Analysts, who weren’t surprised by the amount of blood loss, attribute the result not so much from competition from fiber and fixed wireless access, but to the Republican-led defunding of the Affordable Connectivity Program (ACP).
“Comcast’s loss of 120K broadband subscribers was much worse than a year ago, but it was actually less bad than feared,” wrote equity analyst Craig Moffett. “The culprit for the decline was unlikely to have been higher competitive churn — Verizon already reported lower FWA and FiOS net additions than a year ago, and T-Mobile will almost certainly report lower FWA net adds as well — but instead lower gross additions. Lower gross adds are traceable to the end of ACP new enrollments; additionally, when an ACP customer moved in Q2 they weren’t able to resubscribe at their new address.”
Notably, however, Comcast’s average revenue per broadband user keeps rising, up 3.6% in the second quarter to $73.88. Overall domestic broadband revenue of $6.6 billion was up 3.0% year over year, right in line with consensus forecasts.

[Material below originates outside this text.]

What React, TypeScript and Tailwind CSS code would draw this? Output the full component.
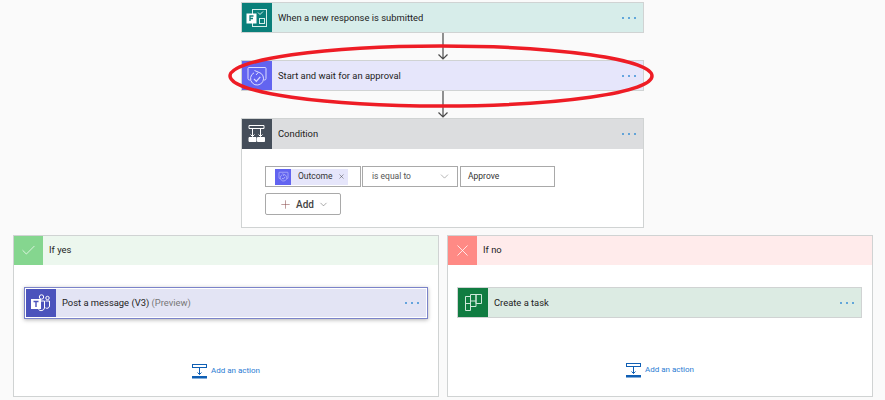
import { Check, ChevronDown, Plus, X } from 'lucide-react';
import type { ReactNode } from 'react';

const FONT = "font-['Roboto',sans-serif]";

function Dots() {
  return (
    <div className="mr-[7px] flex gap-[4px]">
      <span className="h-[2px] w-[2px] rounded-full bg-[#3a8fd6]" />
      <span className="h-[2px] w-[2px] rounded-full bg-[#3a8fd6]" />
      <span className="h-[2px] w-[2px] rounded-full bg-[#3a8fd6]" />
    </div>
  );
}

function FormsIcon() {
  return (
    <svg width="22" height="20" viewBox="0 0 22 20" fill="none" stroke="#d5eeea" strokeWidth="1">
      <rect x="6.5" y="1.5" width="14" height="17" />
      <path d="M12 4.5l2 2 3-3" />
      <rect x="13.5" y="10.5" width="5" height="5" />
      <rect x="0.5" y="5.5" width="10" height="10" fill="#fff" stroke="none" />
      <path d="M4 13V8h3.500M4 10.500h3" stroke="#0a7f7a" strokeWidth="1.300" />
    </svg>
  );
}

function ApprovalIcon({ size = 22 }: { size?: number }) {
  return (
    <svg width={size} height={size} viewBox="0 0 22 22" fill="none" stroke="#dcdcff" strokeWidth="1">
      <path d="M4.500 15H3.500A1.500 1.500 0 0 1 2 13.500V3.500A1 1 0 0 1 3 2.500h16a1 1 0 0 1 1 1v10a1.500 1.500 0 0 1-1.500 1.500H18" />
      <path d="M12.500 7.200a6.500 6.500 0 1 1-4.500 0.600" />
      <path d="M8.500 5.500L12.500 7.200 10 10" />
      <path d="M8 14l2.300 2.300 4-4.500" strokeWidth="1.200" />
    </svg>
  );
}

function ConditionIcon() {
  return (
    <svg width="20" height="20" viewBox="0 0 20 20" fill="none" stroke="#fff" strokeWidth="1">
      <path d="M2 1.500h15v3H2z" />
      <path d="M5.500 4.500v8M13.500 4.500v8" />
      <path d="M3.500 10.500l2 2 2-2M11.500 10.500l2 2 2-2" />
      <path d="M2 13.500h7v4H2zM10.500 13.500h7v4h-7z" fill="#fff" />
    </svg>
  );
}

function TeamsIcon() {
  return (
    <svg width="20" height="19" viewBox="0 0 20 19" fill="none">
      <circle cx="10.500" cy="3" r="2.200" stroke="#fff" />
      <circle cx="16.500" cy="4" r="1.700" stroke="#fff" />
      <path d="M8 7h5.500v7a3.500 3.500 0 0 1-6 1.500" stroke="#fff" />
      <path d="M14.500 7h4v5a2.500 2.500 0 0 1-4 1.800" stroke="#fff" />
      <rect x="0" y="5" width="10" height="10" fill="#fff" />
      <path d="M2.500 7.500h5M5 7.500V13" stroke="#4b53bc" strokeWidth="1.400" />
    </svg>
  );
}

function PlannerIcon() {
  return (
    <svg width="17" height="18" viewBox="0 0 17 18" fill="none" stroke="#cfe8da" strokeWidth="1">
      <path d="M0.500 2.500h5v14h-5zM5.500 0.500h5.500v12h-5.500zM11 0.500h5.500v9H11z" />
      <path d="M0.500 9.500h5M5.500 7h5.500" />
    </svg>
  );
}

function AddActionIcon() {
  return (
    <svg width="15" height="16" viewBox="0 0 15 16" fill="none" stroke="#0f5fb4" strokeWidth="1">
      <rect x="0.500" y="1.500" width="14" height="3" />
      <path d="M7.500 4.500v7M5.500 9.500l2 2 2-2" />
      <rect x="0" y="13" width="15" height="2.500" fill="#0f5fb4" stroke="none" />
    </svg>
  );
}

function Connector() {
  return (
    <div className="flex h-[27px] justify-center">
      <svg width="14" height="27" viewBox="0 0 14 27" fill="none" stroke="#4a4a4a" strokeWidth="1.200">
        <path d="M7 0v26M2.500 21.500L7 26l4.500-4.500" />
      </svg>
    </div>
  );
}

interface CardProps {
  icon: ReactNode;
  iconBg: string;
  headBg: string;
  title: ReactNode;
  className?: string;
}

function Card({ icon, iconBg, headBg, title, className = 'h-[31px] border border-[#d0d3d3]' }: CardProps) {
  return (
    <div className={`flex items-center ${headBg} ${className}`}>
      <div className={`flex h-full w-[30px] shrink-0 items-center justify-center ${iconBg}`}>{icon}</div>
      <div className="flex-1 pl-[6px] pt-px text-[9.400px] text-[#222]">{title}</div>
      <Dots />
    </div>
  );
}

function AddAction() {
  return (
    <div className="flex items-center justify-center gap-[4px] text-[8px] text-[#2b7cd3]">
      <AddActionIcon />
      <span>Add an action</span>
    </div>
  );
}

export default function App() {
  return (
    <div className={`relative h-[400px] w-[885px] overflow-hidden bg-[#fafafa] ${FONT}`}>
      {/* 상단 흐름 */}
      <div className="ml-[241px] w-[403px] pt-[2px]">
        <Card icon={<FormsIcon />} iconBg="bg-[#0a7f7a]" headBg="bg-[#d7edea]" title="When a new response is submitted" />
        <Connector />
        <Card icon={<ApprovalIcon />} iconBg="bg-[#6264f0]" headBg="bg-[#e6e6fb]" title="Start and wait for an approval" />
        <Connector />
        <div className="h-[110px] border border-[#d0d3d3] bg-white">
          <div className="flex h-[30px] items-center bg-[#dcdddf]">
            <div className="flex h-full w-[30px] items-center justify-center bg-[#454e5a]">
              <ConditionIcon />
            </div>
            <div className="flex-1 pl-[6px] pt-px text-[9.400px] text-[#222]">Condition</div>
            <Dots />
          </div>
          <div className="pl-[23px] pt-[17px]">
            <div className="flex gap-[1px] text-[8.500px] text-[#333]">
              <div className="flex h-[21px] w-[96px] items-center border border-[#a9a9a9] bg-white pl-[9px]">
                <div className="flex h-[16px] w-[16px] items-center justify-center bg-[#6264f0]">
                  <ApprovalIcon size={11} />
                </div>
                <div className="flex h-[16px] w-[57px] items-center gap-[5px] bg-[#e6e6fb] pl-[7px]">
                  <span>Outcome</span>
                  <X size={7} strokeWidth={1.500} />
                </div>
              </div>
              <div className="flex h-[21px] w-[96px] items-center justify-between border border-[#a9a9a9] bg-white pl-[9px] pr-[6px] text-[#555]">
                <span>is equal to</span>
                <ChevronDown size={13} strokeWidth={1} className="text-[#777]" />
              </div>
              <div className="ml-px flex h-[21px] w-[95px] items-center border border-[#a9a9a9] bg-white pl-[7px]">
                Approve
              </div>
            </div>
            <div className="mt-[6px] flex h-[22px] w-[76px] items-center rounded-[2px] border border-[#a9a9a9] bg-white pl-[13px] text-[10px] font-medium text-[#444]">
              <Plus size={13} strokeWidth={1} className="text-[#8a4a4a]" />
              <span className="ml-[4px]">Add</span>
              <ChevronDown size={11} strokeWidth={1} className="ml-[4px]" />
            </div>
          </div>
        </div>
      </div>

      {/* 분기 */}
      <div className="ml-[13px] mt-[7px] flex gap-[8px]">
        <div className="h-[162px] w-[426px] border border-[#d0d3d3] bg-white">
          <div className="flex h-[29px] items-center bg-[#ecf7ee]">
            <div className="flex h-full w-[29px] items-center justify-center bg-[#85d68f]">
              <Check size={17} strokeWidth={1} className="text-white" />
            </div>
            <div className="pl-[6px] text-[9.400px] text-[#222]">If yes</div>
          </div>
          <div className="px-[10px] pt-[22px]">
            <div className="h-[32px] border border-[#7b83c9] bg-white p-px shadow-[0_1px_4px_rgba(0,0,0,0.3)]">
              <Card
                icon={<TeamsIcon />}
                iconBg="bg-[#4b53bc]"
                headBg="bg-[#e3e4f4]"
                className="h-full"
                title={
                  <>
                    Post a message (V3) <span className="text-[#777]">(Preview)</span>
                  </>
                }
              />
            </div>
          </div>
          <div className="mt-[44px]">
            <AddAction />
          </div>
        </div>
        <div className="h-[162px] w-[426px] border border-[#d0d3d3] bg-white">
          <div className="flex h-[29px] items-center bg-[#ffebeb]">
            <div className="flex h-full w-[29px] items-center justify-center bg-[#ff8a85]">
              <X size={19} strokeWidth={1} className="text-white" />
            </div>
            <div className="pl-[6px] text-[9.400px] text-[#222]">If no</div>
          </div>
          <div className="pl-[9px] pr-[10px] pt-[22px]">
            <Card icon={<PlannerIcon />} iconBg="bg-[#107c41]" headBg="bg-[#dcebe3]" title="Create a task" />
          </div>
          <div className="mt-[44px]">
            <AddAction />
          </div>
        </div>
      </div>

      {/* 강조 타원 */}
      <svg className="absolute left-[226px] top-[42px]" width="430" height="68" viewBox="0 0 430 68" fill="none">
        <ellipse cx="215" cy="34" rx="211" ry="30" stroke="#ee1c25" strokeWidth="3.500" />
      </svg>
    </div>
  );
}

Those lost ACP customers weren't necessarily APRU drivers.
The growth was “a step down from last quarter, as expected — they’re still at the higher end of their target range — but it’s still below the rate of increase at competitors, making it reasonable to project continued growth in this range going forward,” Moffett added.
Speaking to equity analyst on Tuesday, Comcast Cable CEO Dave Watson said the operator is close to covering 50% of its network footprint with "mid-splits," a task necessary to upgrade its hybrid fiber-coaxial infrastructure to next-generation DOCSIS 4.0 speeds.